Amnesty International on Feb. 3 urged participants in an international mining conference in South Africa to address human rights violations. African Mining Indaba, a conference centered on promoting the industry on the continent, is set to run this week, but several civil organizations, including Amnesty, are holding their own conference for the eleventh time to bring attention to claims of rights violations in the mining industry in Africa. Amnesty director for East and Southern Africa Deprose Muchena said in statement: “From child labour in the Democratic Republic of Congo to squalid living conditions for workers at South Africa’s Marikana mine, the mining industry is tainted with human rights abuses. Mining firms have often caused or contributed to human rights abuses in pursuit of profit while governments have been too weak in regulating them effectively.”
Mining Indaba is the world’s largest mining investment conference. This year’s theme is “Optimising Growth and Investment in the Digitised Mining Economy.”

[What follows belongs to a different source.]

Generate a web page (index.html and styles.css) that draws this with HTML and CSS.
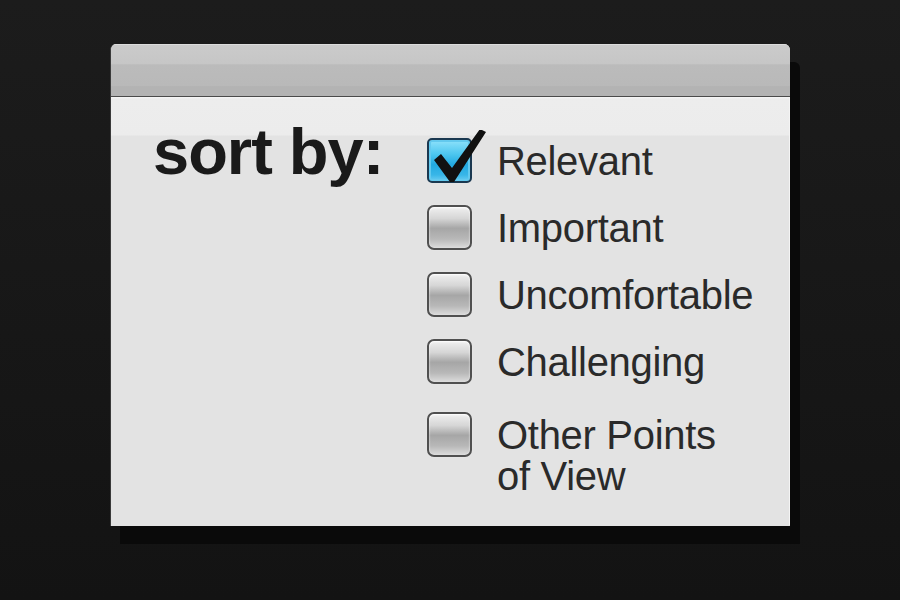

Amnesty’s statement called attention to several particular cases, including an incident in which dozens of protesters were killed by the South African Police Service and have yet to see justice. Other violations involved fatalities from flash-flooding in Mozambique that was likely caused by mining operations, and incidents in which military units were deployed to clear lands for mining operations in the Democratic Republic of the Congo. These mines in the DRC have also caused the deaths of dozens due to tunnel collapses.
Throughout Mining Indaba, Amnesty and its partner organizations will be holding an Alternative Mining Indaba, their counter-conference, to bring “to the fore stories of injustice and socio-economic rights violations in mining communities, including in the DRC, Mozambique and South Africa.”
From Jurist, Feb. 3. Used with permission.
Note: Following the 2012 massacre at the Marikana platinum mine in South Africa, a group of survivors were actually put on trial for murder, on the specious basis that they had provoked the police repression. The military land clearances in the Democratic Republic of the Congo concerned the multinational Glencore. Survivors of child laborers killed or injured in DRC cobalt mines are currently suing US tech companies. Anti-mining protests were also recently seen in Sudan’s Nuba Mountains.